The Accounted Tax Team·6 March 2026·6 min read

The tax year doesn't end with a bang — it tends to creep up quietly, usually while you're busy doing the actual work that keeps your business running. Before you know it, 5 April has arrived and you're left scrambling, wondering whether you've missed something important.

The good news? A bit of forward planning goes a long way. Whether you're wrapping up your first year as a sole trader or you've been at it for a decade, this checklist will help you tie up loose ends, claim everything you're entitled to, and start the new tax year on solid ground.

Here are 15 things to do before the 2025/26 tax year closes on 5 April 2026.

1–3: Get Your Records in Order

1. Reconcile your bank accounts. Log into your business bank account and compare every transaction against your bookkeeping records. If you've been using Accounted or Penny, our AI assistant, throughout the year, this should be fairly painless — most of the categorisation will already be done.

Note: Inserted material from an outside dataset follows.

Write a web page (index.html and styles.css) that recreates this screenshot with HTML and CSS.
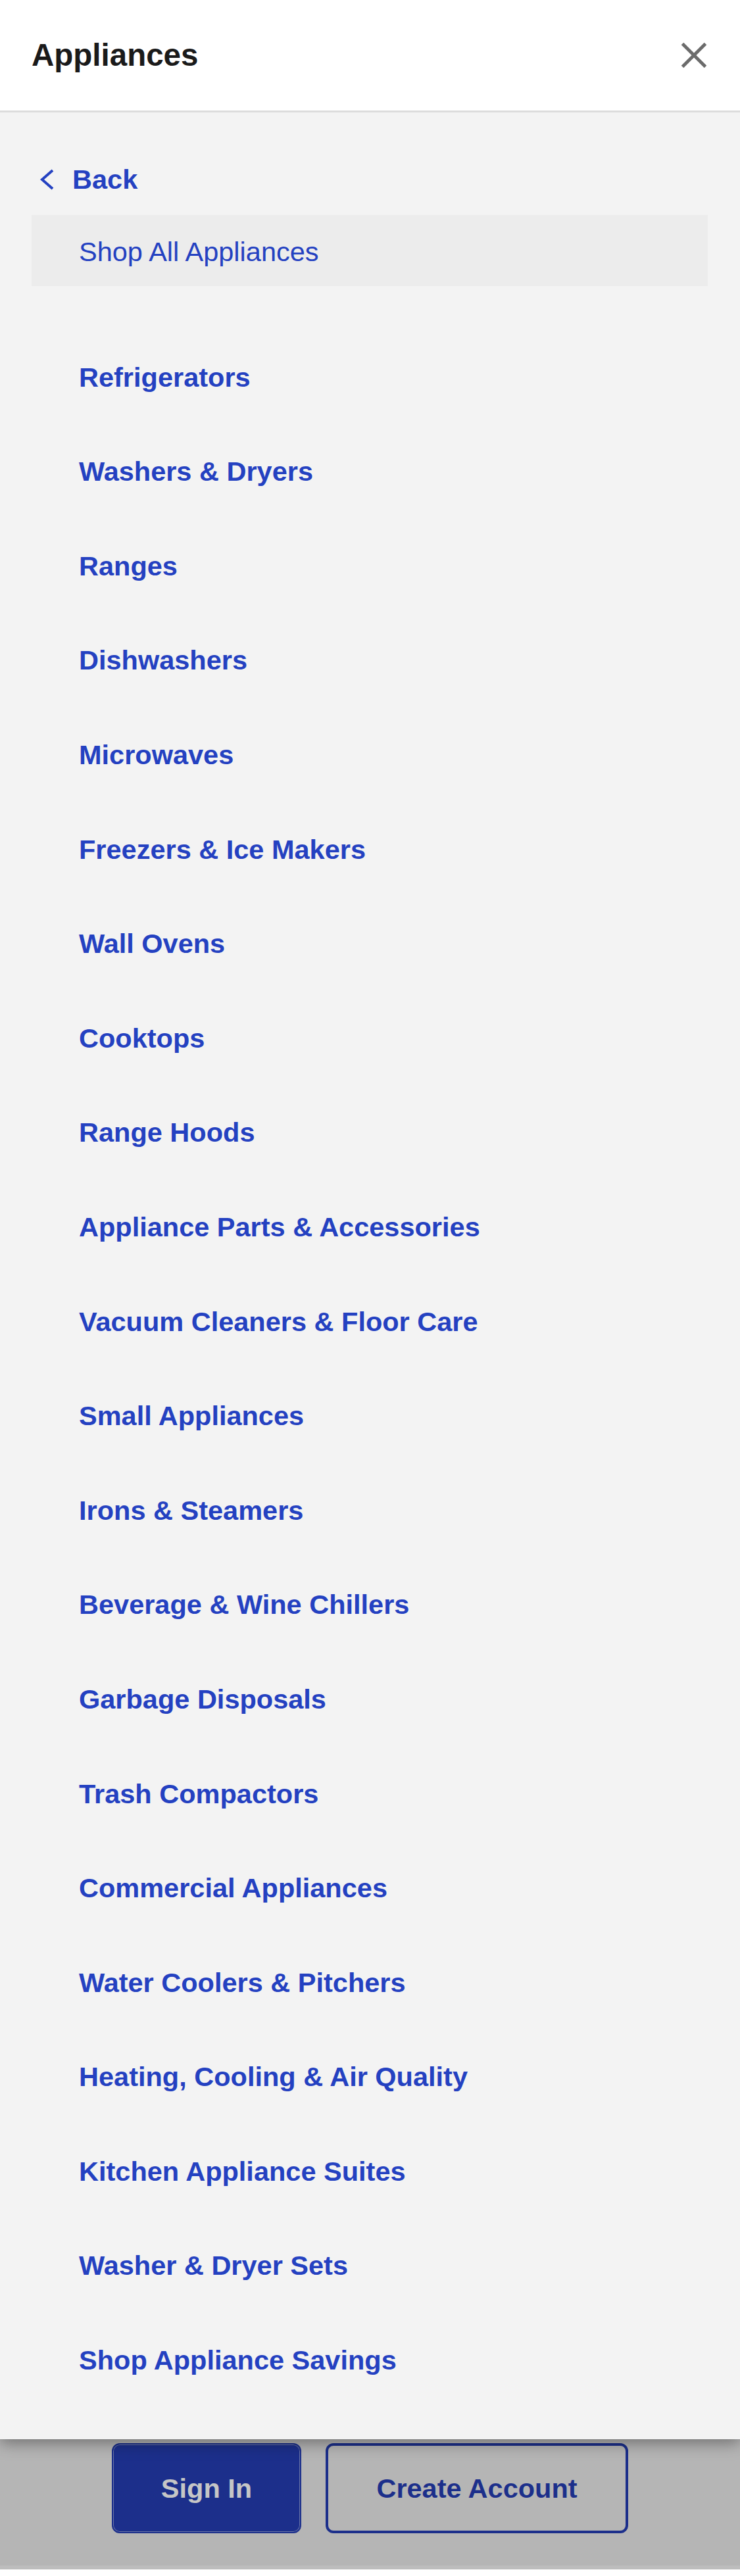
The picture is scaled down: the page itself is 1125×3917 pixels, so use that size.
FILE: index.html
```html
<!DOCTYPE html>
<html lang="en">
<head>
<meta charset="utf-8">
<title>Appliances</title>
<link rel="stylesheet" href="styles.css">
</head>
<body>
<div class="panel">
  <header class="panel-header">
    <h1 class="panel-title">Appliances</h1>
    <button class="close-btn" aria-label="Close">
      <svg width="40" height="40" viewBox="0 0 40 40"><path d="M2.5 2.5 L37.5 37.5 M37.5 2.5 L2.5 37.5" stroke="#6b6b6b" stroke-width="5" stroke-linecap="butt" fill="none"/></svg>
    </button>
  </header>
  <div class="panel-body">
    <a class="back-link" href="#">
      <svg class="back-icon" width="22" height="32" viewBox="0 0 22 32"><path d="M19 2 L3 16 L19 30" stroke="#2441c1" stroke-width="4" fill="none" stroke-linejoin="miter"/></svg>
      <span>Back</span>
    </a>
    <a class="shop-all" href="#">Shop All Appliances</a>
    <ul class="cat-list">
      <li><a href="#">Refrigerators</a></li>
      <li><a href="#">Washers &amp; Dryers</a></li>
      <li><a href="#">Ranges</a></li>
      <li><a href="#">Dishwashers</a></li>
      <li><a href="#">Microwaves</a></li>
      <li><a href="#">Freezers &amp; Ice Makers</a></li>
      <li><a href="#">Wall Ovens</a></li>
      <li><a href="#">Cooktops</a></li>
      <li><a href="#">Range Hoods</a></li>
      <li><a href="#">Appliance Parts &amp; Accessories</a></li>
      <li><a href="#">Vacuum Cleaners &amp; Floor Care</a></li>
      <li><a href="#">Small Appliances</a></li>
      <li><a href="#">Irons &amp; Steamers</a></li>
      <li><a href="#">Beverage &amp; Wine Chillers</a></li>
      <li><a href="#">Garbage Disposals</a></li>
      <li><a href="#">Trash Compactors</a></li>
      <li><a href="#">Commercial Appliances</a></li>
      <li><a href="#">Water Coolers &amp; Pitchers</a></li>
      <li><a href="#">Heating, Cooling &amp; Air Quality</a></li>
      <li><a href="#">Kitchen Appliance Suites</a></li>
      <li><a href="#">Washer &amp; Dryer Sets</a></li>
      <li><a href="#">Shop Appliance Savings</a></li>
    </ul>
  </div>
</div>
<div class="footer">
  <div class="footer-buttons">
    <a class="btn btn-primary" href="#">Sign In</a>
    <a class="btn btn-outline" href="#">Create Account</a>
  </div>
</div>
<div class="footer-strip"></div>
</body>
</html>
```
FILE: styles.css
```css
html, body {
  margin: 0;
  padding: 0;
}
body {
  background: #ffffff;
  font-family: "Liberation Sans", Arial, Helvetica, sans-serif;
  width: 1125px;
}
a {
  text-decoration: none;
}
.panel {
  position: relative;
  z-index: 1;
  box-shadow: 0 6px 22px rgba(0, 0, 0, 0.38);
  background: #f3f3f3;
}
.panel-header {
  height: 168px;
  background: #ffffff;
  border-bottom: 3px solid #dcdcdc;
  display: flex;
  align-items: center;
  justify-content: space-between;
  padding: 0 48px 0 48px;
}
.panel-title {
  margin: 0;
  font-size: 47.5px;
  font-weight: 700;
  color: #1a1a1a;
  line-height: 1;
}
.close-btn {
  background: none;
  border: 0;
  padding: 0;
  margin: 0 2px 0 0;
  width: 40px;
  height: 40px;
  display: block;
}
.close-btn svg {
  display: block;
}
.panel-body {
  padding: 77px 0 48.6px 0;
}
.back-link {
  display: flex;
  align-items: center;
  padding-left: 61px;
  height: 50px;
  font-size: 41.5px;
  font-weight: 700;
  line-height: 50px;
  color: #2441c1;
}
.back-icon {
  display: block;
  margin-right: 27px;
}
.shop-all {
  display: block;
  margin: 29px 49px 0 48px;
  padding: 31px 72px 27px 72px;
  background: #ececec;
  font-size: 41.5px;
  font-weight: 400;
  line-height: 50px;
  color: #2441c1;
}
.cat-list {
  list-style: none;
  margin: 66.8px 0 0 0;
  padding: 0;
}
.cat-list li {
  padding: 46.81px 0 46.81px 120px;
}
.cat-list a {
  display: block;
  font-size: 41.5px;
  font-weight: 700;
  line-height: 50px;
  color: #2441c1;
}
.footer {
  height: 192px;
  background: #b5b5b5;
}
.footer-buttons {
  display: flex;
  gap: 37px;
  padding: 6px 0 0 170px;
}
.btn {
  box-sizing: border-box;
  height: 137px;
  display: flex;
  align-items: center;
  justify-content: center;
  font-size: 41.5px;
  font-weight: 700;
  border-radius: 12px;
}
.btn-primary {
  width: 288px;
  background: #1c2f8b;
  color: #c6c6c6;
  border: 2px solid #1c2f8b;
  box-shadow: inset 0 0 0 1px #6c77a8;
}
.btn-outline {
  width: 460px;
  border: 4px solid #1c2f8b;
  color: #1c2f8b;
  background: transparent;
}
.footer-strip {
  height: 6px;
  background: #bdbdbd;
}
```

If not, now's the time to catch up.

Your Accounted dashboard shows your real-time tax position Your Accounted dashboard shows your real-time tax position

2. Chase outstanding invoices. Any income you've earned but haven't yet received still counts as income for the 2025/26 tax year if you're using traditional accounting (which most sole traders do). Chase up any unpaid invoices before 5 April so you know exactly where you stand.

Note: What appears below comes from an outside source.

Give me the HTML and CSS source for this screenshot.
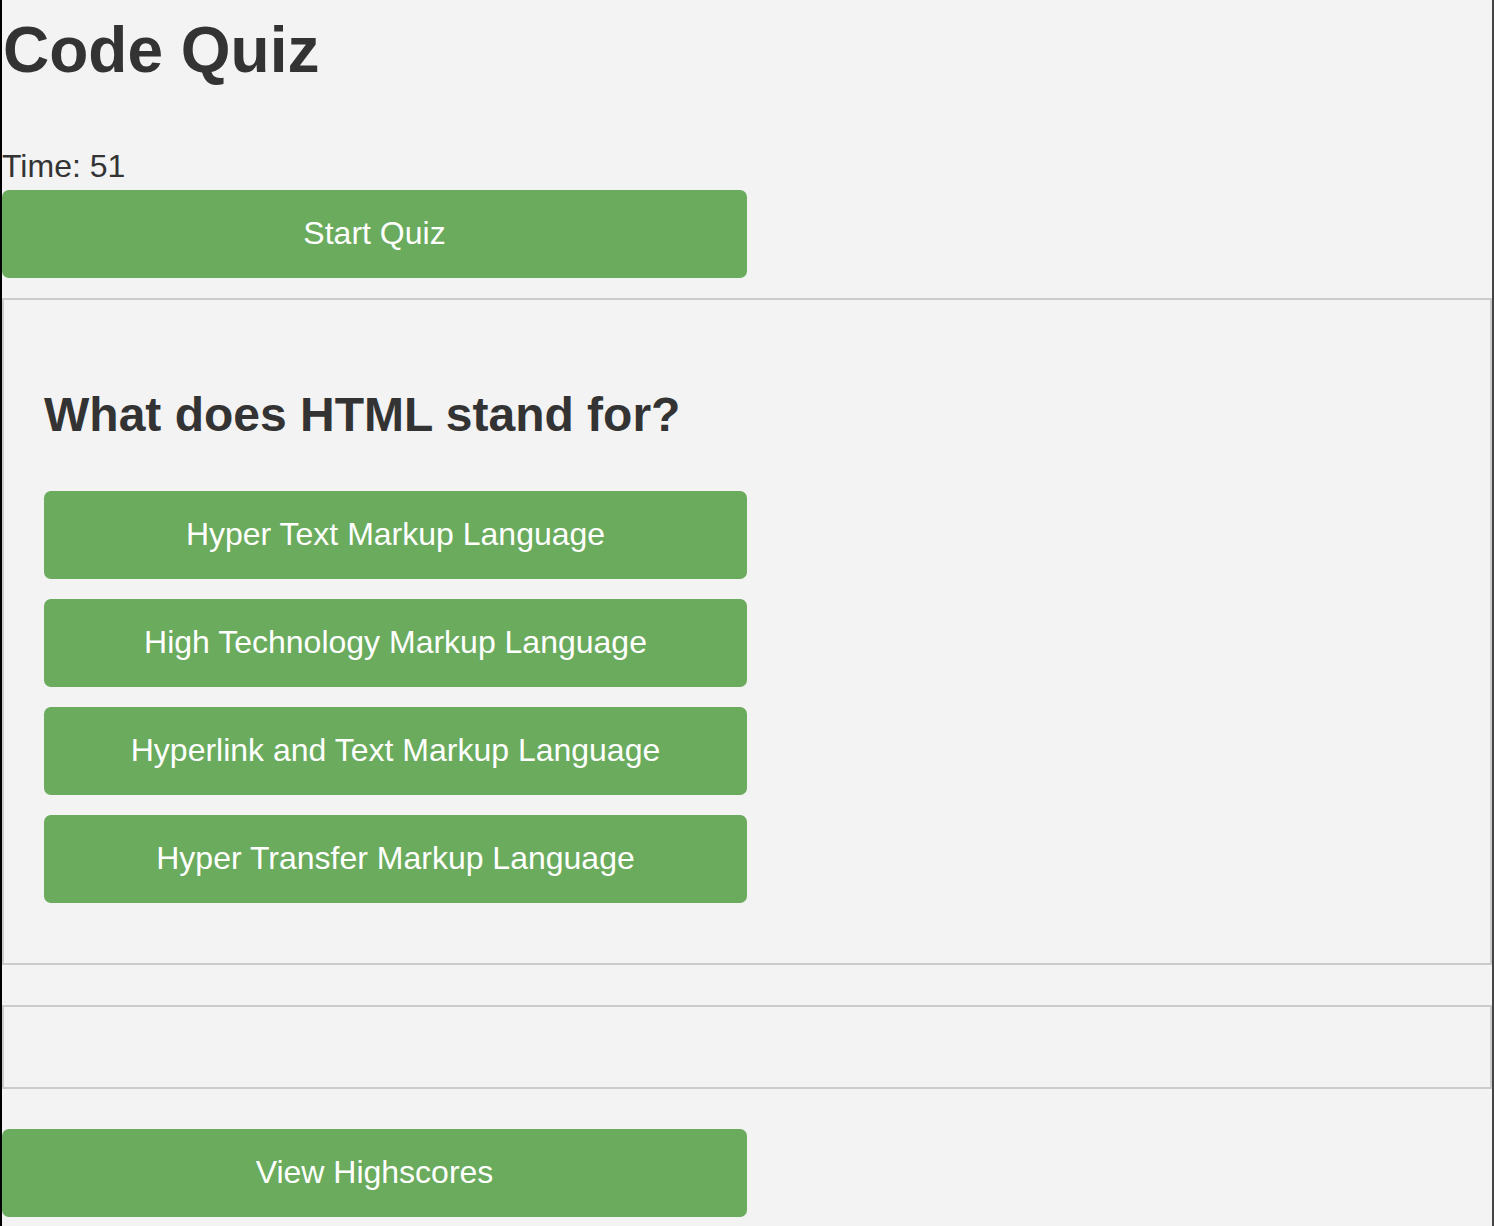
FILE: index.html
```html
<!DOCTYPE html>
<html lang="en">
<head>
<meta charset="utf-8">
<title>Code Quiz</title>
<link rel="stylesheet" href="styles.css">
</head>
<body>
  <header class="header">
    <h1 class="title">Code Quiz</h1>
    <p class="timer">Time: 51</p>
  </header>
  <button class="btn btn-start">Start Quiz</button>
  <section class="panel question-panel">
    <h2 class="question">What does HTML stand for?</h2>
    <div class="answers">
      <button class="btn">Hyper Text Markup Language</button>
      <button class="btn">High Technology Markup Language</button>
      <button class="btn">Hyperlink and Text Markup Language</button>
      <button class="btn">Hyper Transfer Markup Language</button>
    </div>
  </section>
  <section class="panel result-panel"></section>
  <button class="btn btn-scores">View Highscores</button>
</body>
</html>
```

FILE: styles.css
```css
html {
  background: #f3f3f3;
}

body {
  margin: 0;
  min-height: 1226px;
  box-sizing: border-box;
  border-left: 2px solid #000;
  border-right: 2px solid #454545;
  background: #f3f3f3;
  color: #333;
  font-family: "Liberation Sans", Arial, Helvetica, sans-serif;
  display: flow-root;
}

.header {
  display: flow-root;
}

.title {
  font-size: 64px;
  font-weight: bold;
  margin: 13px 0 58px 1px;
  line-height: normal;
}

.timer {
  font-size: 32px;
  margin: 0;
  padding-top: 3px;
  line-height: 37px;
  height: 42px;
}

.btn {
  display: block;
  width: 50%;
  height: 88px;
  margin: 0 0 20px 0;
  padding: 0 0 2px 0;
  border: none;
  border-radius: 7px;
  background: #6aab5d;
  color: #fff;
  font-family: "Liberation Sans", Arial, Helvetica, sans-serif;
  font-size: 32px;
  text-align: center;
  cursor: pointer;
}

.panel {
  border: 2px solid #cbcbcb;
  padding: 40px;
  margin: 0 0 40px 0;
}

.question {
  font-size: 48px;
  font-weight: bold;
  margin: 47px 0 48px 0;
  line-height: 56px;
}

.answers {
  display: flow-root;
}

.btn-scores {
  margin-bottom: 0;
}
```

3. Gather all your receipts. Whether they're stuffed in a drawer, saved in your email, or snapped on your phone, round up every business receipt from the year. HMRC expects you to keep records for at least five years, and you'll need them if you're ever asked to justify a claim. Digital copies are perfectly acceptable — in fact, they're preferable.

4–6: Review Your Income and Expenses

4. Check your total income. Add up everything you've earned from self-employment during the tax year. This includes cash payments, bank transfers, and any bartered goods or services. If your total income has crossed the £1,000 trading allowance, you'll need to file a Self Assessment return.

5. Claim all allowable expenses. This is where many sole traders leave money on the table. Common expenses include:

  • Office supplies and equipment
  • Travel costs (fuel, public transport, parking)
  • Professional subscriptions and memberships
  • Software and tools (including your Accounted subscription)
  • A proportion of household bills if you work from home
  • Phone and internet costs
  • Professional development and training

If you're not sure whether something qualifies, HMRC's guidance on allowable expenses is worth a read — or simply ask Penny for a quick check.

6. Consider the £1,000 trading allowance. If your gross trading income is under £1,000, you may not need to report it at all. If it's slightly above, you can choose to deduct the £1,000 allowance instead of claiming actual expenses, whichever works out better for you.

7–9: Make the Most of Tax Reliefs

7. Use your personal allowance wisely. For 2025/26, the personal allowance remains at £12,570. If your income is close to this threshold, consider whether it makes sense to defer any invoicing or bring forward expenses to stay within it.

8. Contribute to your pension. Pension contributions receive tax relief at your marginal rate. For basic rate taxpayers, this means the government effectively tops up every £80 you contribute to £100. You can contribute up to £60,000 per year (or your total earnings, whichever is lower) and carry forward unused allowance from the previous three years.

9. Use your ISA allowance. While ISAs don't reduce your tax bill directly, they shelter future investment growth from tax. The annual ISA allowance for 2025/26 is £20,000, and it's a use-it-or-lose-it deal — you can't carry it forward.

10–12: Sort Out Payments and Registrations

10. Check your payments on account. If you owe more than £1,000 in tax for 2025/26 and less than 80% of your tax is collected at source, HMRC will ask you to make payments on account for the following year. These are due on 31 January and 31 July. Make sure you've budgeted for them.

11. Review your tax code (if applicable). If you have employment income alongside your self-employment, check that your tax code is correct. Errors can mean you've overpaid or underpaid tax throughout the year.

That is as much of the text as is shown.